I had the happy occasion yesterday to go looking for our student loan statements. Sadly, I found them.
Here is the sobering news. Our total student loan debt (just medical school) now has a balance of $300,800.05 - next month it will likely be more. No, we haven't borrowed a dime since medical school but this balance is multiplying like rabbits! Maybe faster than rabbits:-)
In March of 2011 I documented our total student loan balance as $290,707 and growing. In 18 months the balance increased by almost $10,000! We have even made monthly payments of $230 on this loan ($2,760 last year and $2,070 so far this year). All those payments haven't slowed the snowball. If you are familiar with Dave Ramsey, our debt snowball seems to be working in reverse.
What is sobering is the total amount borrowed to attend medical school was only $240,725.31. The other 60,074.74 is all capitalized interest (and we have already paid interest that isn't included in that total). It's probably more like $65,000 over the last 6 1/2 years.
And then I read that you cannot deduct student loan interest payments from your income taxes if your modified adjusted gross income exceeds $150,000 married filing jointly (see IRS Publication). Guess what? For the tax year 2013 our income will exceed that! Or at least it better be so we have a fighting chance to pay back our student loans.
I know you can't deduct interest paid on most sources of debt: vehicles, credit cards, personal loans, etc. It would be a nice gesture if there were some kind of "break" for that portion of our future income that will be diverted to paying down this huge debt.

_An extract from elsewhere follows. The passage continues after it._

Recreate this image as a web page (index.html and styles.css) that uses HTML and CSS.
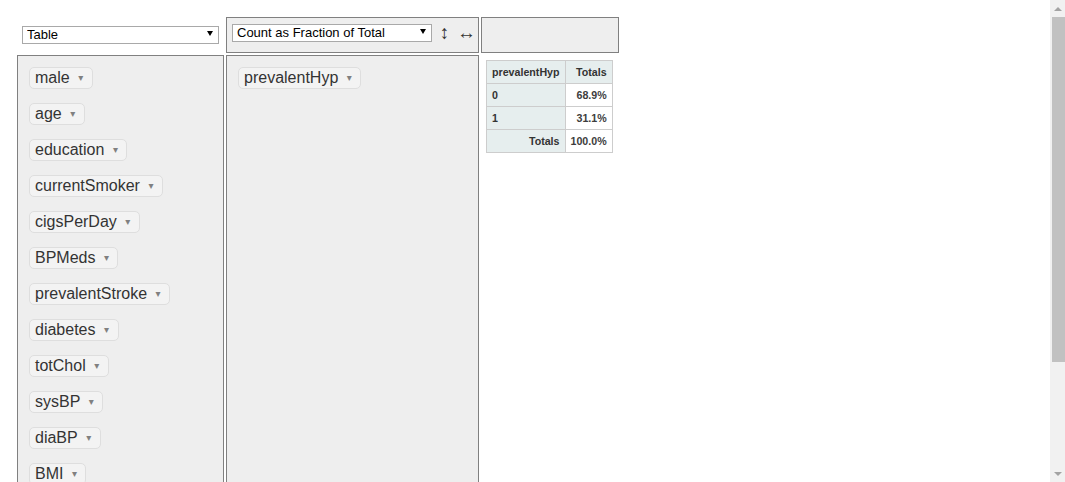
FILE: index.html
```html
<!DOCTYPE html>
<html>
<head>
<meta charset="utf-8">
<title>Pivot</title>
<link rel="stylesheet" href="styles.css">
</head>
<body>
<div class="pvtUi">
  <div class="cell renderer-cell">
    <div class="select-wrap"><select class="pvt-select renderer"><option>Table</option></select></div>
  </div>
  <div class="cell axis vals">
    <div class="select-wrap"><select class="pvt-select aggregator"><option>Count as Fraction of Total</option></select></div>
    <span class="order">↕</span><span class="order">↔</span>
  </div>
  <div class="cell axis cols"></div>
  <div class="cell axis unused">
    <ul class="attr-list">
      <li><span class="attr">male<span class="tri">▾</span></span></li>
      <li><span class="attr">age<span class="tri">▾</span></span></li>
      <li><span class="attr">education<span class="tri">▾</span></span></li>
      <li><span class="attr">currentSmoker<span class="tri">▾</span></span></li>
      <li><span class="attr">cigsPerDay<span class="tri">▾</span></span></li>
      <li><span class="attr">BPMeds<span class="tri">▾</span></span></li>
      <li><span class="attr">prevalentStroke<span class="tri">▾</span></span></li>
      <li><span class="attr">diabetes<span class="tri">▾</span></span></li>
      <li><span class="attr">totChol<span class="tri">▾</span></span></li>
      <li><span class="attr">sysBP<span class="tri">▾</span></span></li>
      <li><span class="attr">diaBP<span class="tri">▾</span></span></li>
      <li><span class="attr">BMI<span class="tri">▾</span></span></li>
      <li><span class="attr">heartRate<span class="tri">▾</span></span></li>
      <li><span class="attr">glucose<span class="tri">▾</span></span></li>
      <li><span class="attr">TenYearCHD<span class="tri">▾</span></span></li>
    </ul>
  </div>
  <div class="cell axis rows">
    <ul class="attr-list">
      <li><span class="attr">prevalentHyp<span class="tri">▾</span></span></li>
    </ul>
  </div>
  <div class="cell output">
    <table class="pvtTable">
      <thead>
        <tr><th class="axis-label">prevalentHyp</th><th class="total-label">Totals</th></tr>
      </thead>
      <tbody>
        <tr><th class="row-label">0</th><td>68.9%</td></tr>
        <tr><th class="row-label">1</th><td>31.1%</td></tr>
        <tr><th class="total-label">Totals</th><td>100.0%</td></tr>
      </tbody>
    </table>
  </div>
</div>
<div class="scrollbar" aria-hidden="true">
  <div class="sb-btn sb-up"></div>
  <div class="sb-thumb"></div>
  <div class="sb-btn sb-down"></div>
</div>
</body>
</html>
```

FILE: styles.css
```css
body {
  margin: 8px;
  font-family: "Liberation Sans", Arial, sans-serif;
  color: #333;
}

.scrollbar {
  position: fixed;
  top: 0;
  right: 0;
  bottom: 0;
  width: 15px;
  background: #f1f1f1;
  display: flex;
  flex-direction: column;
}

.sb-btn {
  height: 17px;
  flex: none;
  display: flex;
  align-items: center;
  justify-content: center;
}

.sb-btn::before {
  content: "";
  border-left: 4px solid transparent;
  border-right: 4px solid transparent;
}

.sb-up::before {
  border-bottom: 4px solid #a3a3a3;
}

.sb-down {
  margin-top: auto;
}

.sb-down::before {
  border-top: 4px solid #a3a3a3;
}

.sb-thumb {
  height: 345px;
  margin-left: 2px;
  background: #c1c1c1;
  flex: none;
}

.pvtUi {
  display: grid;
  grid-template-columns: 207px 253px 138px;
  grid-template-rows: 36px auto;
  gap: 2px;
  padding: 9px 0 10px 9px;
}

.cell {
  box-sizing: border-box;
}

.axis {
  border: 1px solid #808080;
  background: #eeeeee;
  padding: 5px;
}

.renderer-cell {
  padding: 8px 5px 0 5px;
}

.vals {
  display: flex;
  align-items: flex-start;
}

.select-wrap {
  position: relative;
  display: inline-block;
}

.select-wrap::after {
  content: "";
  position: absolute;
  right: 6px;
  top: 6px;
  border-left: 3px solid transparent;
  border-right: 3px solid transparent;
  border-top: 5px solid #000;
  pointer-events: none;
}

.pvt-select {
  -webkit-appearance: none;
  appearance: none;
  box-sizing: border-box;
  height: 18px;
  margin: 0;
  padding: 0 4px;
  border: 1px solid #a9a9a9;
  border-radius: 0;
  background: #fff;
  color: #000;
  font-family: "Liberation Sans", Arial, sans-serif;
  font-size: 13px;
  line-height: 16px;
}

.renderer {
  width: 197px;
}

.aggregator {
  width: 200px;
}

.order {
  display: inline-block;
  width: 15px;
  margin-left: 5px;
  text-align: center;
  font-family: "Liberation Sans", Arial, sans-serif;
  font-size: 19px;
  line-height: 20px;
  color: #333;
}

.attr-list {
  list-style: none;
  margin: 0;
  padding: 0;
}

.attr-list li {
  padding: 6px 6px 8px;
  line-height: 22px;
  white-space: nowrap;
}

.attr {
  display: inline-block;
  vertical-align: top;
  padding: 2px 5px;
  line-height: 16px;
  font-size: 16px;
  background: #f3f3f3;
  border: 1px solid #dedede;
  border-radius: 5px;
  color: #333;
}

.tri {
  display: inline-block;
  width: 12px;
  margin-left: 5px;
  text-align: center;
  font-family: "DejaVu Sans", sans-serif;
  font-size: 10px;
  color: #808080;
  vertical-align: top;
}

.output {
  padding: 5px;
}

.pvtTable {
  border-collapse: collapse;
  font-size: 8pt;
  font-weight: bold;
  text-align: left;
}

.pvtTable th {
  background: #e6eeee;
  border: 1px solid #cdcdcd;
  padding: 5px;
  line-height: 12px;
  color: #333;
  font-size: 8pt;
}

.pvtTable td {
  background: #fff;
  border: 1px solid #cdcdcd;
  padding: 5px;
  line-height: 12px;
  color: #3d3d3d;
  text-align: right;
  vertical-align: top;
}

.pvtTable .axis-label,
.pvtTable .row-label {
  text-align: left;
}

.pvtTable .total-label {
  text-align: right;
}
```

In the end the amount of "interest" we will pay will probably be around $80-100K depending on how fast we can get it paid.
Luckily, our interest rates are low: 3.375% on the majority of the balance, and 2.75% on about 1/4 of the balance. I know that for many of my friends, and readers, who started later you have much higher interests rates. I am so sorry, because I know your final numbers will look even more dreary.
If you have the ability to make payments on your student loans while in residency, consider doing it. At least you will be able to deduct the interest you pay on your taxes at a much lower rate and possibly increase your tax refund by reducing your taxable income. I know it's already pretty low, but lower is better.
If you can't, then you will deal with it later - like I am. It would have been impossible to start paying back our loans any earlier than we did. (Maybe not impossible, nothing is impossible). The only reason we started paying is because we had to. There was no way around it, and maybe we should have started residency planning on doing it instead of planning on deferring for as long as they would allow.
It will be happy day when I log on to post: WE DID IT- SALLIE MAE HAS BEEN PAID!
What is left to be decided is will we live like this until we do, or are we going to live a little? I know what my husband wants to do, so we will have some compromises to make. What are your plans for tackling student loan debt?